Task instructions: Report each line of the data that has "this" somewhere in it.

Dataset excerpts:
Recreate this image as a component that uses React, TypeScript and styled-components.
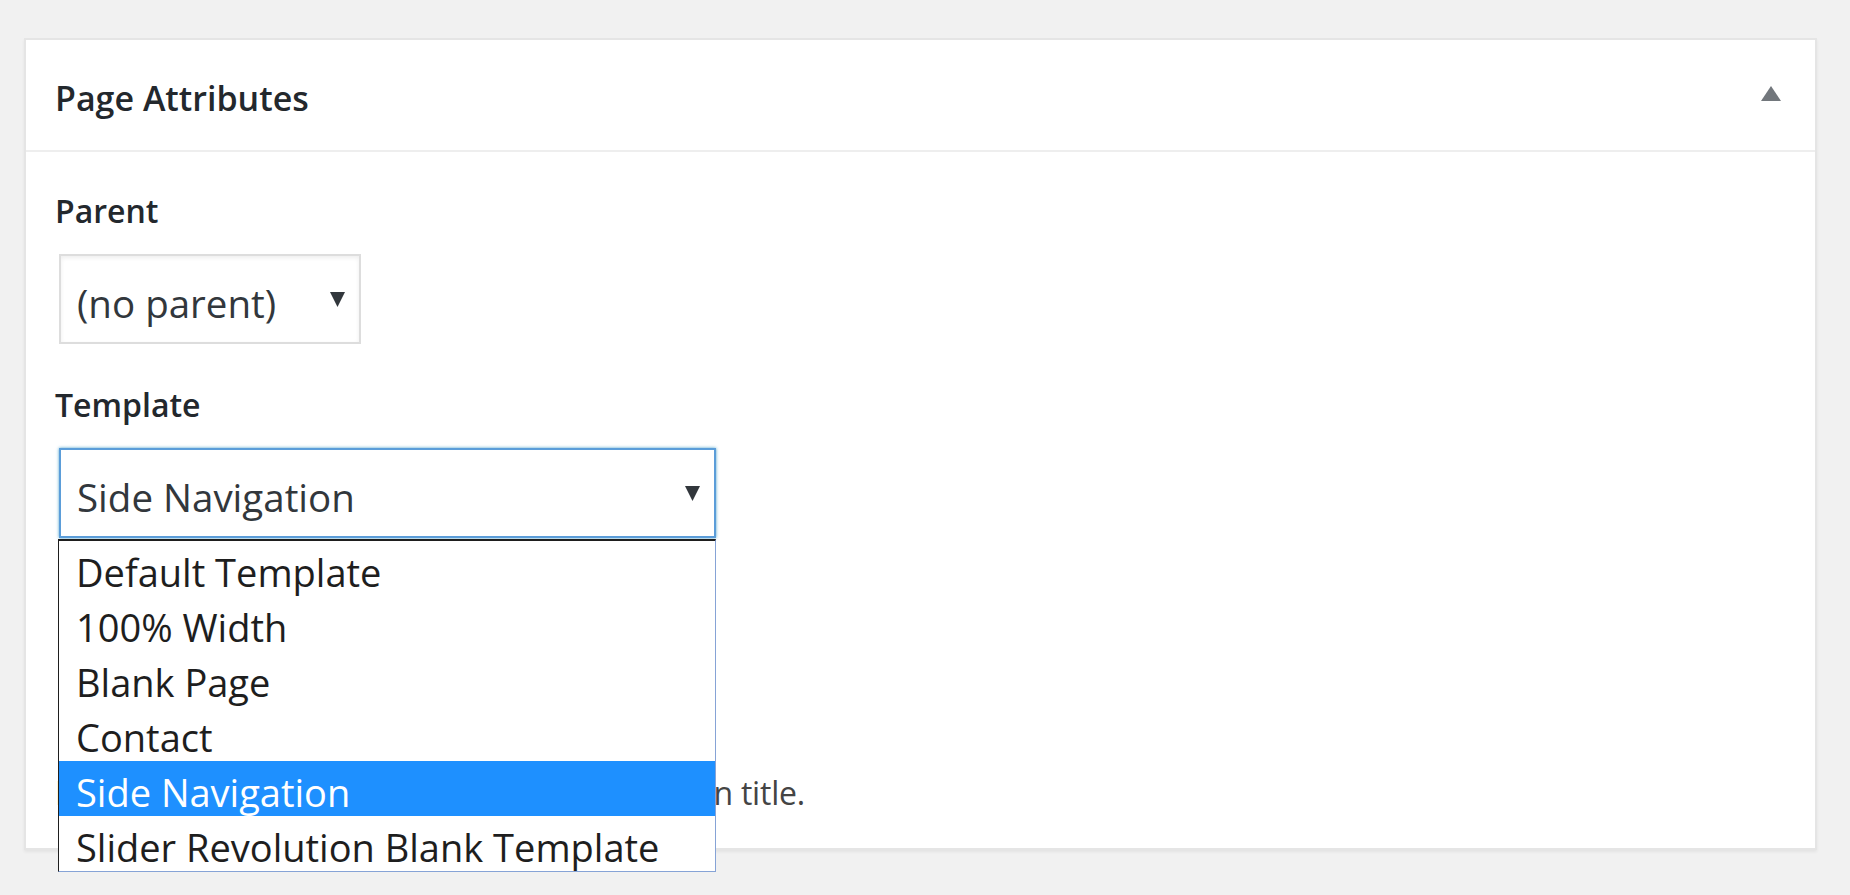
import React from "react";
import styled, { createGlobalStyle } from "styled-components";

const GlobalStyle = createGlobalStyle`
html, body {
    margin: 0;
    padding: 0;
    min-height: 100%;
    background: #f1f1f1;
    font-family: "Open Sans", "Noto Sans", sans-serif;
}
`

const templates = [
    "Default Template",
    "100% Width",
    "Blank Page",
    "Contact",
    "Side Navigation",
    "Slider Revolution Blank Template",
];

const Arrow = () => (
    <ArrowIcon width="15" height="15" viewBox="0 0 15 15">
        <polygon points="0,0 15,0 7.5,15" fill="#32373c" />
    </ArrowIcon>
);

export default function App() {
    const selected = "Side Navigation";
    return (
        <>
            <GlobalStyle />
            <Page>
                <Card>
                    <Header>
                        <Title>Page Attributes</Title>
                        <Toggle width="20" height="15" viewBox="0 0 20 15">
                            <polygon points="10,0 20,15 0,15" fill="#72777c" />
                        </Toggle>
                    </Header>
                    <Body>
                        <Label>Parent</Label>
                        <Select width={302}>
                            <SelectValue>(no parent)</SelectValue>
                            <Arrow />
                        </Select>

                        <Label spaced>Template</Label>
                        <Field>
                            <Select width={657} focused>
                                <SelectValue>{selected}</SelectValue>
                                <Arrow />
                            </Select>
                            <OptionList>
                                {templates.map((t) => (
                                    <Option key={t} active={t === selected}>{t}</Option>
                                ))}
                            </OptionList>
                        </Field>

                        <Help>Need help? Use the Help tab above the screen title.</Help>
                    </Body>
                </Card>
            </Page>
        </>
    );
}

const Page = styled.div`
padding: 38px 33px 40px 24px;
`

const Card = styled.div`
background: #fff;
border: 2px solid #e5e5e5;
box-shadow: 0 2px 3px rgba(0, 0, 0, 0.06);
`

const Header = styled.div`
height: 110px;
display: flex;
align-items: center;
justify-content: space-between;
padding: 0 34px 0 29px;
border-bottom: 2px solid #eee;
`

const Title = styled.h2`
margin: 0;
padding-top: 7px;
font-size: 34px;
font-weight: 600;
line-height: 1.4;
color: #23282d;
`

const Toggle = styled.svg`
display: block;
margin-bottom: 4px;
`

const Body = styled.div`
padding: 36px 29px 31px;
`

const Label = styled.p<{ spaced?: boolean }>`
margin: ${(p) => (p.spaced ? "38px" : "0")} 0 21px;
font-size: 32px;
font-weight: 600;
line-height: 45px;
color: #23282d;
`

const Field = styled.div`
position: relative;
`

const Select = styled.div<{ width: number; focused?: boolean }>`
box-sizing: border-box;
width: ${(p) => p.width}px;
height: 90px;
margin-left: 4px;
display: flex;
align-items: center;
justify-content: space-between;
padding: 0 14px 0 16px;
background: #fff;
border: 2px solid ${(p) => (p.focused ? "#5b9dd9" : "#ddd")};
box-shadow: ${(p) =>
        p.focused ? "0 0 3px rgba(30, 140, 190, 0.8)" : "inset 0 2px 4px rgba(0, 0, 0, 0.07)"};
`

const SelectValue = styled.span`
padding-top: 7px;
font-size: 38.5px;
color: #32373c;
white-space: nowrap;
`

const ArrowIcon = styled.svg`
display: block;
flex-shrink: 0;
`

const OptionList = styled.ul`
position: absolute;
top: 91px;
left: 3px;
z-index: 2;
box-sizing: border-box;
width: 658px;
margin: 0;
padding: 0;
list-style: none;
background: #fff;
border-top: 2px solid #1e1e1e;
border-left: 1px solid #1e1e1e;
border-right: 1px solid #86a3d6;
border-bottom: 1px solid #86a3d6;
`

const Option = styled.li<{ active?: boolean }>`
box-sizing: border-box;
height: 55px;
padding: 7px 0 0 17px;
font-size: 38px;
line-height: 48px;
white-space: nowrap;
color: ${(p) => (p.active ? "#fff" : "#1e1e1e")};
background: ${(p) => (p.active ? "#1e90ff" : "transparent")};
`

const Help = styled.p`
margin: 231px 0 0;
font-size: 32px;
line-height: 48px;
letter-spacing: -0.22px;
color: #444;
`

--

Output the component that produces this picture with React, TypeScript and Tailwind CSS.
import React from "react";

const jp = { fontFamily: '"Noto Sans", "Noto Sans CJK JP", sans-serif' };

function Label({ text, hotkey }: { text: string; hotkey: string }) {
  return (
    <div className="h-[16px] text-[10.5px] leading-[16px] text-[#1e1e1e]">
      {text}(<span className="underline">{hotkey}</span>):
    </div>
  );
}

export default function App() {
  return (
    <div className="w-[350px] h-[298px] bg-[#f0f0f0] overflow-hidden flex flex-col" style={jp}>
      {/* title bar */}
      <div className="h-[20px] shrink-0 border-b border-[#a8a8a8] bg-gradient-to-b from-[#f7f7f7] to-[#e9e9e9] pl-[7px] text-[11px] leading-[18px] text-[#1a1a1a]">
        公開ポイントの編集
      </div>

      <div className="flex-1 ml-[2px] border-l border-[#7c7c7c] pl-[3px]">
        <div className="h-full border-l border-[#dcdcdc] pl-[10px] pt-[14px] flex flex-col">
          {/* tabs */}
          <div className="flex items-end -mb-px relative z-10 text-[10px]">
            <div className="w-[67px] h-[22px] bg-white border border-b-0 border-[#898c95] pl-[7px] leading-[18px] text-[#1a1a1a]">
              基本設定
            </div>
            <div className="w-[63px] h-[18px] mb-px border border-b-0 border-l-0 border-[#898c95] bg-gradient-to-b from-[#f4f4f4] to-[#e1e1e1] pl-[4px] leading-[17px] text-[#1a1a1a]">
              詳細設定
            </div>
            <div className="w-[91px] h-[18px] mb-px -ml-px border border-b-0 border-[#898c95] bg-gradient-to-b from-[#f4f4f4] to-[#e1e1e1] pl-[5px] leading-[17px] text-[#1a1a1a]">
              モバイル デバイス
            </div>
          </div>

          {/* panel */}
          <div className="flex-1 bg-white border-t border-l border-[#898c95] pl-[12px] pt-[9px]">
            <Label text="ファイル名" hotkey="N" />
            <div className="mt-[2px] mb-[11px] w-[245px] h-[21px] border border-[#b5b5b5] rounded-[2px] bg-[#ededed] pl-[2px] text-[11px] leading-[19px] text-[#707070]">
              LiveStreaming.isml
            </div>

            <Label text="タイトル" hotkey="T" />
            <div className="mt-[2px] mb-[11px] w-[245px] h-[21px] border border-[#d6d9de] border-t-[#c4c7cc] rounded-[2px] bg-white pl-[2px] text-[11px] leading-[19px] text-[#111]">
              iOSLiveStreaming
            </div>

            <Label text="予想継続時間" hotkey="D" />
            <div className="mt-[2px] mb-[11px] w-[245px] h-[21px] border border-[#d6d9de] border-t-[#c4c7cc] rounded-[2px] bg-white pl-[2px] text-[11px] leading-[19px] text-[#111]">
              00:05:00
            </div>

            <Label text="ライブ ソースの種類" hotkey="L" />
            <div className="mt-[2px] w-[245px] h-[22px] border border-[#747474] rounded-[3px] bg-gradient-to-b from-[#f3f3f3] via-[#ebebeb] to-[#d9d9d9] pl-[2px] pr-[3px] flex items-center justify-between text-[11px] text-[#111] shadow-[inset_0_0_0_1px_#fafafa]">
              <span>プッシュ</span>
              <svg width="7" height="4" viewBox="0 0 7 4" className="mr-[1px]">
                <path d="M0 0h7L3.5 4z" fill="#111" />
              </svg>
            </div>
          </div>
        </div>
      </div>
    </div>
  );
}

Written answer:
Recreate this image as a component that uses React, TypeScript and styled-components.
Output the component that produces this picture with React, TypeScript and Tailwind CSS.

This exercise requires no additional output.